**Your instructions:** Count how many lines below include the string "React", and give that number without anything else.

**Material:**
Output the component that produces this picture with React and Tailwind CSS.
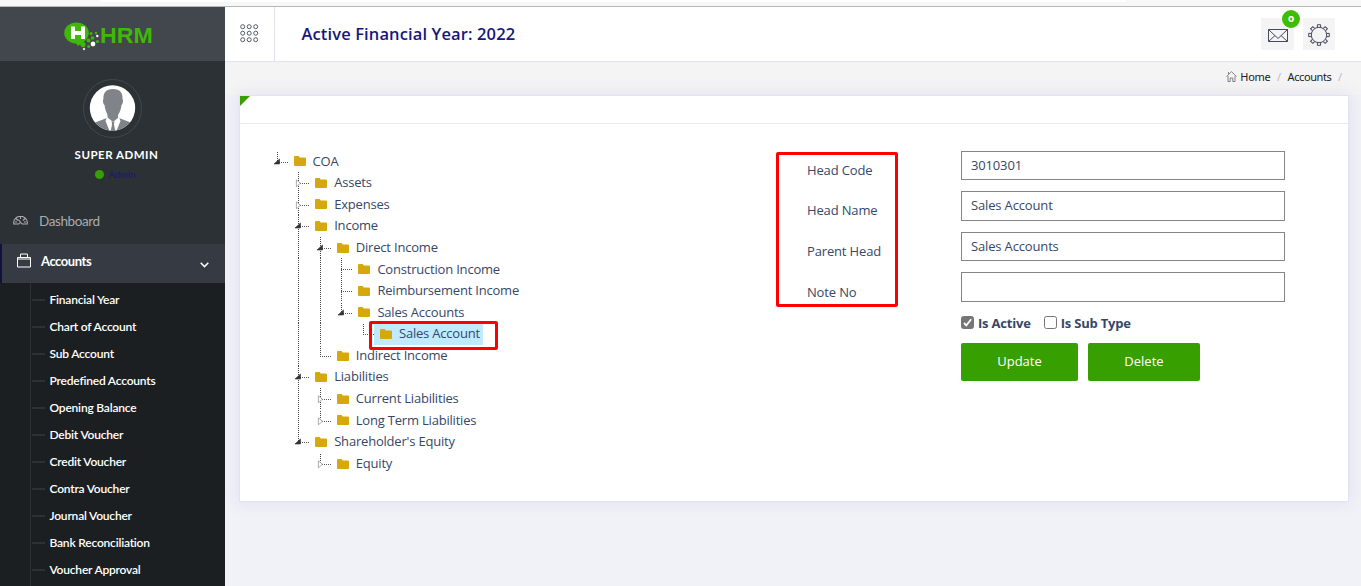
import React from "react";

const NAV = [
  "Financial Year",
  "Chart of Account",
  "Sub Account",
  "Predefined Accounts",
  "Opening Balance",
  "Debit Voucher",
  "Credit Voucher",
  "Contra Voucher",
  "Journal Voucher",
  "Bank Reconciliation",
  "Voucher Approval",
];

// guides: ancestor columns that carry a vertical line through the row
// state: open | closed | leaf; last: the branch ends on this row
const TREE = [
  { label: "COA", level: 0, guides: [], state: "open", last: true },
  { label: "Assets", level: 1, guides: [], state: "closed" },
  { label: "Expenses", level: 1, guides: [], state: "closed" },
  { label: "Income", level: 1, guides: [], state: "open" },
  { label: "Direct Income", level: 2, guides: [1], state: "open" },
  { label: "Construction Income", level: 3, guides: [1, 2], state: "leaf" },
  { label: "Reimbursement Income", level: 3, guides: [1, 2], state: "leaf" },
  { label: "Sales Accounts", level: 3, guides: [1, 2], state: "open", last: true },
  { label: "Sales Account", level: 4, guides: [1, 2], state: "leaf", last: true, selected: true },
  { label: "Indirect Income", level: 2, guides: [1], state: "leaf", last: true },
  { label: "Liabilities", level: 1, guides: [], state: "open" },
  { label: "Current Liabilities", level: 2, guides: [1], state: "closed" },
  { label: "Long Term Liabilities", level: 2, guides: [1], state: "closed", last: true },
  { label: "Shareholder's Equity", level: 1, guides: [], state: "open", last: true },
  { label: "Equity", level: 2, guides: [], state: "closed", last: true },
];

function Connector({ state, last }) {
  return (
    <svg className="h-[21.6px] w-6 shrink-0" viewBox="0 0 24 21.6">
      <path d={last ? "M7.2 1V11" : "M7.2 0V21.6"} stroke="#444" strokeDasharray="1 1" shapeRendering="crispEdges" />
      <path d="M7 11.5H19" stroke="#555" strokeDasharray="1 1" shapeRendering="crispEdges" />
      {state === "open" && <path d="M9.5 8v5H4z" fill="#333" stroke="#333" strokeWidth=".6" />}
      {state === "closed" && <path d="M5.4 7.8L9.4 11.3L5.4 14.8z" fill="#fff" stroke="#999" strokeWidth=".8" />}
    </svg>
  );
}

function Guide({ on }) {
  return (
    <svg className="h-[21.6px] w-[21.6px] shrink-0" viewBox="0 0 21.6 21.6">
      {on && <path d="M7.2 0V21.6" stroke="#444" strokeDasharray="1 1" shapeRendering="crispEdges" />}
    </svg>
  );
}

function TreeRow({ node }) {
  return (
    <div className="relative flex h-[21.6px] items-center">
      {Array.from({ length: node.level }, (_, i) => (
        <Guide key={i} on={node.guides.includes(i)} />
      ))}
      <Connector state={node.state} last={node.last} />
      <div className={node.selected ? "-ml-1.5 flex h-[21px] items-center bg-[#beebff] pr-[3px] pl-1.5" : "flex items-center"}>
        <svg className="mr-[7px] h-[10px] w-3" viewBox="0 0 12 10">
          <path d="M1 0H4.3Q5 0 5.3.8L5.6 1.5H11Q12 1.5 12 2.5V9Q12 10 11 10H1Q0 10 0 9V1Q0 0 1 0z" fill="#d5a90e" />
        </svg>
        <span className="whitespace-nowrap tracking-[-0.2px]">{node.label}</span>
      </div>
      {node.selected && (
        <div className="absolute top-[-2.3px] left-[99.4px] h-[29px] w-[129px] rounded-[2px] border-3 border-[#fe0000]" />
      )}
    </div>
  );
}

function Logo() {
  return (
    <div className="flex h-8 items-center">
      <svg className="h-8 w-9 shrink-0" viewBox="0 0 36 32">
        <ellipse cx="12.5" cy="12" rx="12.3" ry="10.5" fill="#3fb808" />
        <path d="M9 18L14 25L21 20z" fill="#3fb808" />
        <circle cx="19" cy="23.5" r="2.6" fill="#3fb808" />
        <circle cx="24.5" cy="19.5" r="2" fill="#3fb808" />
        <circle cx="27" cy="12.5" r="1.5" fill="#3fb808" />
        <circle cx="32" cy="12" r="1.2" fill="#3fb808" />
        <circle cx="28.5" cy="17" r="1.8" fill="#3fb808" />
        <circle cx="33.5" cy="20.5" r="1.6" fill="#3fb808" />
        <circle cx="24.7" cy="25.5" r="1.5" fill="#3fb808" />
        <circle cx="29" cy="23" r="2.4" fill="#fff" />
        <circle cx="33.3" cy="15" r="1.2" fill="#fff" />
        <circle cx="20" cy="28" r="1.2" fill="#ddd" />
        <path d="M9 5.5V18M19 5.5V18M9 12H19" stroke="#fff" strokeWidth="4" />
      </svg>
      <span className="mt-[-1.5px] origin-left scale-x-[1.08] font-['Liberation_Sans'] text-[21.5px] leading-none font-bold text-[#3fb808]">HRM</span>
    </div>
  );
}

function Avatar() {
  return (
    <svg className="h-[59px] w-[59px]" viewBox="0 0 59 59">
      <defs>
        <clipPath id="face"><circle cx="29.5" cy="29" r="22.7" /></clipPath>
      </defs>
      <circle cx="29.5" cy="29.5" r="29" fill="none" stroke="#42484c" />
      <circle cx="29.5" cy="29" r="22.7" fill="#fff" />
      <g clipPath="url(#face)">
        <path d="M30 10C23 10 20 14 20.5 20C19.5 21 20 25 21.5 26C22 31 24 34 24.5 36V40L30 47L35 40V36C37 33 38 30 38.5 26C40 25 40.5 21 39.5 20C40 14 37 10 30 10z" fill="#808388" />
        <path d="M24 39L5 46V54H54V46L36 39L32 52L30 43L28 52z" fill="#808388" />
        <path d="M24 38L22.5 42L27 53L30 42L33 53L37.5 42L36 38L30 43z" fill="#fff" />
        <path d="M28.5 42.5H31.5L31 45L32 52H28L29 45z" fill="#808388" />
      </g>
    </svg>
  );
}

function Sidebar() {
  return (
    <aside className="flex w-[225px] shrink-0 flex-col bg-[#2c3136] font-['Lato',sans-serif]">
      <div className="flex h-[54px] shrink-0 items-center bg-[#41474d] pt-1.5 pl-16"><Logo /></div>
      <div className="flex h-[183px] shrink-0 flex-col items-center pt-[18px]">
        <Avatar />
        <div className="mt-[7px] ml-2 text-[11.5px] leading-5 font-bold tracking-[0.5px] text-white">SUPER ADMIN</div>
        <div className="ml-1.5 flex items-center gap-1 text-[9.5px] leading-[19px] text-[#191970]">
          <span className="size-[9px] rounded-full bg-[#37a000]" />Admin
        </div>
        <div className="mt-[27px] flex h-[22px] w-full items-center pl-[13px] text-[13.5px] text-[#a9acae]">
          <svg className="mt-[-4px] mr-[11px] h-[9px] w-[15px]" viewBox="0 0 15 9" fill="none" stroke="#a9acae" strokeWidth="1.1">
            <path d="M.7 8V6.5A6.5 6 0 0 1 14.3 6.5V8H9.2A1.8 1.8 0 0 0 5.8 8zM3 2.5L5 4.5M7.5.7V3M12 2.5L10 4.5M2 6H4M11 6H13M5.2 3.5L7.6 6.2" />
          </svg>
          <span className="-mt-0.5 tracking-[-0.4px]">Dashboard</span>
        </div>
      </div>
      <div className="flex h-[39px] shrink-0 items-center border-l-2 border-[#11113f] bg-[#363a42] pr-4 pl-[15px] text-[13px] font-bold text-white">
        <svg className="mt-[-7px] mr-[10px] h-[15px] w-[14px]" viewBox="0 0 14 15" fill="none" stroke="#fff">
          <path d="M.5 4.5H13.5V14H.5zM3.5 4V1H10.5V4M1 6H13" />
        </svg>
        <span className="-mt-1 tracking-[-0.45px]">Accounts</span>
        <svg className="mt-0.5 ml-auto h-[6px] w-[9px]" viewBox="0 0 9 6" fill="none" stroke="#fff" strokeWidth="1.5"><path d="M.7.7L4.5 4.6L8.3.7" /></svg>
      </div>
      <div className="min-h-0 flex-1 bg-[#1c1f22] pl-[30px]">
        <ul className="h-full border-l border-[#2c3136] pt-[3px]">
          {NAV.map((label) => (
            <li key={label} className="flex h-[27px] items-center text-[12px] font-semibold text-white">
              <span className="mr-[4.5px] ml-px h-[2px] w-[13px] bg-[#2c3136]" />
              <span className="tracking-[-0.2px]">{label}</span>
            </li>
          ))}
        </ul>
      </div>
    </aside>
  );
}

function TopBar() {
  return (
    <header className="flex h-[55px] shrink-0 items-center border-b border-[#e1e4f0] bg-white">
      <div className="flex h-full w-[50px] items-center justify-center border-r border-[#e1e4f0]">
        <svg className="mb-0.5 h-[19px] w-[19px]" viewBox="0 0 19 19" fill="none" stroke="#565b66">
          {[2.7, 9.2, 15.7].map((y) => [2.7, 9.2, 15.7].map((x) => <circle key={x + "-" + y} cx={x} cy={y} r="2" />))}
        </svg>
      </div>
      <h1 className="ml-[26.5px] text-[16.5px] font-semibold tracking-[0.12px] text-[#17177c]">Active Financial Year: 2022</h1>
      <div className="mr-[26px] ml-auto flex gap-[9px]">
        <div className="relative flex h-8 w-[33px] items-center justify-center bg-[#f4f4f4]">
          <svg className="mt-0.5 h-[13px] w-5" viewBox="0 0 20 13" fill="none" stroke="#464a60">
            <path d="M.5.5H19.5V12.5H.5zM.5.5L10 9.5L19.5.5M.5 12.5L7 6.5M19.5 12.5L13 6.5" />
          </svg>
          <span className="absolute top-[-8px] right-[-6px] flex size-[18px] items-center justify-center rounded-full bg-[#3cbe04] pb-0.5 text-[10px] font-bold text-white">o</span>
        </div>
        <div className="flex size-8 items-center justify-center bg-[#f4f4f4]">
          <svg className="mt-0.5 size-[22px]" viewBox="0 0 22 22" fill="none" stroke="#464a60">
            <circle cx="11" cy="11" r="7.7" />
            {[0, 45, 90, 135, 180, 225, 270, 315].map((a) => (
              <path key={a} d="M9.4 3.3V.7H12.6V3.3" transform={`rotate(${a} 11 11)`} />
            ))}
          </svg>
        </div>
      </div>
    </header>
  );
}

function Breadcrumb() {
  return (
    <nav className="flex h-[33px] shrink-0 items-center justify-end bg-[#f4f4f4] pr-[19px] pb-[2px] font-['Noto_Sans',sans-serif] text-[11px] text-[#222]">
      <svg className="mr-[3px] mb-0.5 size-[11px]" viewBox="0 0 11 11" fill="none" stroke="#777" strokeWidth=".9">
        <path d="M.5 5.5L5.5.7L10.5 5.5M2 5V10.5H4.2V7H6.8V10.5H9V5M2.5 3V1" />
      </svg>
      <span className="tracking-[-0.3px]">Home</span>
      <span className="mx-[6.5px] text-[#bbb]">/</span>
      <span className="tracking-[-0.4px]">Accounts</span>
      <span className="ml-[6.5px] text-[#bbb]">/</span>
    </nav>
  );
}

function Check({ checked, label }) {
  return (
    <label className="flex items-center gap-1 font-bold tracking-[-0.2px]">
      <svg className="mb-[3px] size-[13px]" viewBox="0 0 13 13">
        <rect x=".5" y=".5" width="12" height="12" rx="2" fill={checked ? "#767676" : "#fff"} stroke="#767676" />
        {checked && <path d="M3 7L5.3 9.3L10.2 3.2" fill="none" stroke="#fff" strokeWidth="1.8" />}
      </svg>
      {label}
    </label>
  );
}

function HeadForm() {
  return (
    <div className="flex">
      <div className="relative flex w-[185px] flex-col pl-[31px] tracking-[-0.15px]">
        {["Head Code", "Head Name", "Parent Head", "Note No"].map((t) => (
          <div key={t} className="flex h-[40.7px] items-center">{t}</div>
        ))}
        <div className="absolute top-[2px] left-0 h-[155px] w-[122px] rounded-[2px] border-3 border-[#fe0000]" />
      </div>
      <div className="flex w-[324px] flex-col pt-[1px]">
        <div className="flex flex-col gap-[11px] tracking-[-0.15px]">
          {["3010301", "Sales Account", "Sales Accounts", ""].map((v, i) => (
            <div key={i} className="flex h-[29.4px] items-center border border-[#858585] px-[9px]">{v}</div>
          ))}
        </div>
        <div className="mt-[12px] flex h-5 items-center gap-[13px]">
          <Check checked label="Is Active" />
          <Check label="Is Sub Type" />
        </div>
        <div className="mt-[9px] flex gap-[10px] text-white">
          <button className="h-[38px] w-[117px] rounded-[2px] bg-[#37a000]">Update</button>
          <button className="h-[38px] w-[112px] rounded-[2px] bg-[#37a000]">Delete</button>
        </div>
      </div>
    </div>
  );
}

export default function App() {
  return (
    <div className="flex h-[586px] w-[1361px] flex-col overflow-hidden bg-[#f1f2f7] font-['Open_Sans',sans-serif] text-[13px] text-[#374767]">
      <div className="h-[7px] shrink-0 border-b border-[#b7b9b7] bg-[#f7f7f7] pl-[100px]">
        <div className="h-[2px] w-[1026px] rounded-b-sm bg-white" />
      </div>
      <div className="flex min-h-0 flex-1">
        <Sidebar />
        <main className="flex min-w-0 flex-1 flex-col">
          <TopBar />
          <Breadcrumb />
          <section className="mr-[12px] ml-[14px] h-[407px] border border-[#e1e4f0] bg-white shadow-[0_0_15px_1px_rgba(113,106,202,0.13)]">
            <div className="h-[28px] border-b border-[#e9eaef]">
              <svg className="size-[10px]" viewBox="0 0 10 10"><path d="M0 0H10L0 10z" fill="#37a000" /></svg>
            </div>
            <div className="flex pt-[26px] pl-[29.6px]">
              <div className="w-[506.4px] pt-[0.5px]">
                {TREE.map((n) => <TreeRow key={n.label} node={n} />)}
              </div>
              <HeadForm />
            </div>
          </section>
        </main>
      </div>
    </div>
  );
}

**Result:** 2